More than three-quarters of those surveyed — 77 percent — said it was important to continue to teach about the Holocaust, in part so it doesn’t happen again, while 66 percent agreed that Holocaust education should be compulsory in school.

“Survey after survey, we continue to witness a decline in Holocaust knowledge and awareness. Equally disturbing is the trend towards Holocaust denial and distortion,” Gideon Taylor, the president of the Conference on Jewish Material Claims Against Germany, said in a statement.

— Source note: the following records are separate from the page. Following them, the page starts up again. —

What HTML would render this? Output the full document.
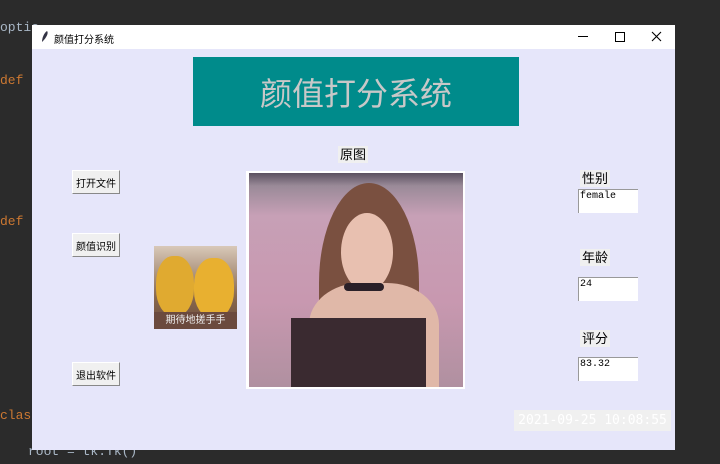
<!DOCTYPE html>
<html><head><meta charset="utf-8"><style>
*{margin:0;padding:0;box-sizing:border-box}
body{width:720px;height:464px;background:#2b2b2b;position:relative;overflow:hidden;font-family:"Liberation Sans","Noto Sans CJK SC",sans-serif}
.a{position:absolute}
.code{font-family:"Liberation Mono",monospace;font-size:13px;color:#a9b7c6;white-space:pre}
.kw{color:#cc7832}
.win{left:32px;top:25px;width:643px;height:425px;background:#e6e6fa}
.title{left:32px;top:25px;width:643px;height:24px;background:#fff;font-size:10px;color:#000}
.btn{background:#f0f0f0;border:1px solid #fff;border-right-color:#888;border-bottom-color:#888;font-size:10px;display:flex;align-items:center;justify-content:center;color:#000;width:48px;height:24px;left:72px}
.lbl{background:#f0f0f0;font-size:13px;color:#000;padding:0 2px;line-height:17px}
.ent{background:#fff;border-top:1px solid #999;border-left:1px solid #999;width:60px;height:24px;left:578px;font-family:"Liberation Mono",monospace;font-size:10px;padding:1px 1px;color:#000}
</style></head><body>
<div class="a code" style="left:0;top:20px">optio</div>
<div class="a code" style="left:0;top:73px"><span class="kw">def</span> g</div>
<div class="a code" style="left:0;top:214px"><span class="kw">def</span> f</div>
<div class="a code" style="left:0;top:408px"><span class="kw">class</span></div>
<div class="a code" style="left:28px;top:444px">root = tk.Tk()</div>
<div class="a win"></div>
<div class="a title">
 <svg class="a" style="left:9px;top:5px" width="8" height="13" viewBox="0 0 8 13"><path d="M6 1 C8 3 5 8 2 11 L1 12 C1 8 3 3 6 1Z" fill="#334"/></svg>
 <span class="a" style="left:22px;top:6px">颜值打分系统</span>
 <div class="a" style="left:546px;top:11px;width:10px;height:1px;background:#000"></div>
 <div class="a" style="left:583px;top:7px;width:10px;height:10px;border:1px solid #000"></div>
 <svg class="a" style="left:619px;top:6px" width="11" height="11" viewBox="0 0 11 11"><path d="M1 1L10 10M10 1L1 10" stroke="#000" stroke-width="1.1"/></svg>
</div>
<div class="a" style="left:193px;top:57px;width:326px;height:69px;background:#008b8b;color:#c8c8c8;font-size:32px;display:flex;align-items:center;justify-content:center">颜值打分系统</div>
<div class="a lbl" style="left:338px;top:146px">原图</div>
<div class="a btn" style="top:170px">打开文件</div>
<div class="a btn" style="top:233px">颜值识别</div>
<div class="a btn" style="top:362px">退出软件</div>
<div class="a" style="left:154px;top:246px;width:83px;height:83px;background:linear-gradient(#d8c8b8,#8a6a50 60%,#6a4a3a);overflow:hidden">
 <div class="a" style="left:2px;top:10px;width:38px;height:60px;border-radius:45%;background:#e0aa30"></div>
 <div class="a" style="left:40px;top:12px;width:40px;height:60px;border-radius:45%;background:#e8b030"></div>
 <div class="a" style="left:0;top:66px;width:83px;height:17px;background:#6b4a3e;color:#eee;font-size:10px;text-align:center;line-height:17px">期待地搓手手</div>
</div>
<div class="a" style="left:246px;top:171px;width:219px;height:218px;background:#fff"></div>
<div class="a" style="left:249px;top:173px;width:214px;height:214px;overflow:hidden;background:linear-gradient(#5a5060 0%,#9a8a98 6%,#c7a0b6 20%,#c898b0 60%,#b090a0 100%)">
 <div class="a" style="left:70px;top:10px;width:100px;height:200px;border-radius:50% 50% 20% 20%;background:#7a5040"></div>
 <div class="a" style="left:92px;top:40px;width:52px;height:78px;border-radius:50%;background:#e8c0b0"></div>
 <div class="a" style="left:60px;top:110px;width:130px;height:104px;border-radius:40% 40% 0 0;background:#e0b8a8"></div>
 <div class="a" style="left:42px;top:145px;width:135px;height:70px;background:#3a2a30"></div>
 <div class="a" style="left:95px;top:110px;width:40px;height:8px;background:#2a2028;border-radius:4px"></div>
</div>
<div class="a lbl" style="left:580px;top:170px">性别</div>
<div class="a ent" style="top:189px">female</div>
<div class="a lbl" style="left:580px;top:249px">年龄</div>
<div class="a ent" style="top:277px">24</div>
<div class="a lbl" style="left:580px;top:330px">评分</div>
<div class="a ent" style="top:357px">83.32</div>
<div class="a" style="left:514px;top:410px;width:157px;height:21px;background:#f0f0f0;color:#fff;font-size:13px;font-family:'DejaVu Sans Mono',monospace;line-height:21px;text-align:center">2021-09-25 10:08:55</div>
</body></html>
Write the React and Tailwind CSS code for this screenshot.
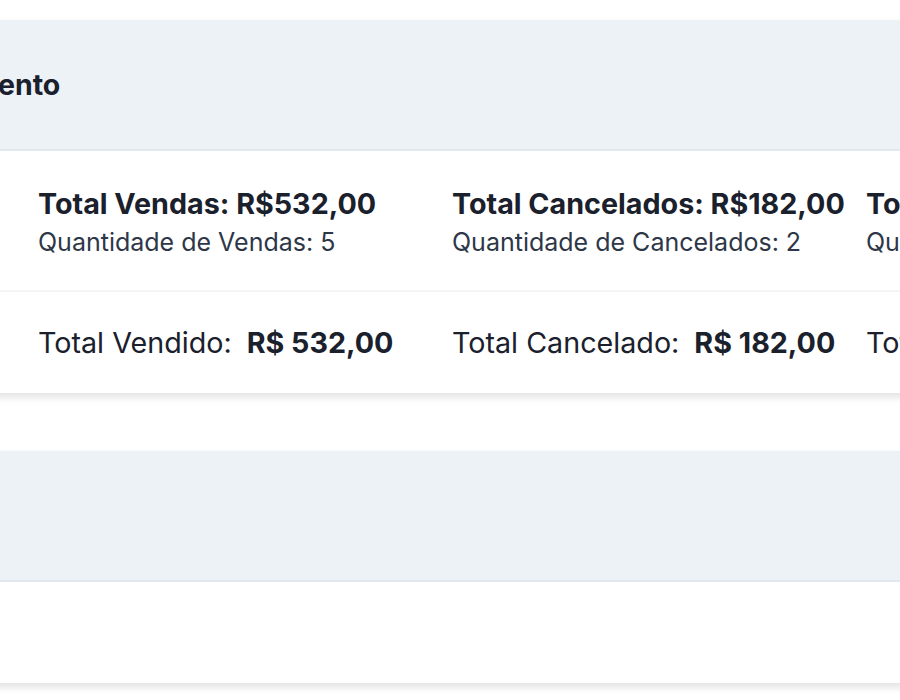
export default function App() {
  const font = { fontFamily: "Inter, 'Noto Sans', sans-serif" };
  return (
    <div className="w-[900px] h-[700px] overflow-hidden bg-white text-[#1a202c]" style={font}>
      <div className="ml-[-21px] w-[1400px] pt-[20px] flex flex-col gap-[58px]">
        <div className="bg-white shadow-[0_4px_8px_rgba(0,0,0,0.12)]">
          <div className="h-[131px] bg-[#edf2f7] border-b-2 border-[#e2e8f0] flex items-center">
            <h2 className="ml-[-91px] text-[28.5px] font-bold leading-none pt-[2px]">Fechamento</h2>
          </div>
          <div className="h-[141px] border-b-2 border-[#f4f5f7] flex items-center pl-[59px]">
            <div className="w-[414px] flex flex-col gap-[6px] pt-[2px]">
              <div className="text-[28.7px] font-bold leading-[34px] whitespace-nowrap">Total Vendas: R$532,00</div>
              <div className="text-[25px] text-[#2d3748] leading-[30px] whitespace-nowrap">Quantidade de Vendas: 5</div>
            </div>
            <div className="w-[414px] flex flex-col gap-[6px] pt-[2px]">
              <div className="text-[28.7px] font-bold leading-[34px] whitespace-nowrap">Total Cancelados: R$182,00</div>
              <div className="text-[25px] text-[#2d3748] leading-[30px] whitespace-nowrap">Quantidade de Cancelados: 2</div>
            </div>
            <div className="w-[414px] flex flex-col gap-[6px] pt-[2px]">
              <div className="text-[28.7px] font-bold leading-[34px] whitespace-nowrap">Total Geral: R$714,00</div>
              <div className="text-[25px] text-[#2d3748] leading-[30px] whitespace-nowrap">Quantidade Total: 7</div>
            </div>
          </div>
          <div className="h-[101px] flex items-center pl-[59px] text-[28.7px]">
            <div className="w-[414px] flex items-baseline whitespace-nowrap">
              <span>Total Vendido:</span>
              <span className="ml-[15px] font-bold">R$ 532,00</span>
            </div>
            <div className="w-[414px] flex items-baseline whitespace-nowrap">
              <span>Total Cancelado:</span>
              <span className="ml-[15px] font-bold">R$ 182,00</span>
            </div>
            <div className="w-[414px] flex items-baseline whitespace-nowrap">
              <span>Total Geral:</span>
              <span className="ml-[15px] font-bold">R$ 714,00</span>
            </div>
          </div>
        </div>
        <div className="bg-white shadow-[0_4px_8px_rgba(0,0,0,0.12)]">
          <div className="h-[131px] bg-[#edf2f7] border-b-2 border-[#e2e8f0]"></div>
          <div className="h-[101px]"></div>
        </div>
      </div>
    </div>
  );
}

“To address this trend, we must put a greater focus on Holocaust education in our schools globally. If we do not, denial will soon outweigh knowledge, and future generations will have no exposure to the critical lessons of the Holocaust.”

Only half of respondents said they supported recent speeches by Dutch leaders to acknowledge and apologize for the country's failure to protect Jews in the Holocaust. The number dropped to 44 percent among respondents aged under 40.

Three years ago, Prime Minister Mark Rutte apologized for the failure of officials in the Nazi-occupied country during World War II to do more to prevent the deportation and murder of Jews. In 2021, he opened a Holocaust monument in Amsterdam.

At the time, Rutte called the era “a black page in the history of our country” and said the monument also has an important contemporary message “in our time when antisemitism is never far away. The monument says – no, it screams – be vigilant.”

A Holocaust museum is scheduled to open near the monument next year.

The survey, with a margin of error of 2 percent, involved interviews with 2,000 Dutch adults age 18 and over across the Netherlands in December. The Claims Conference negotiates restitution for Holocaust victims.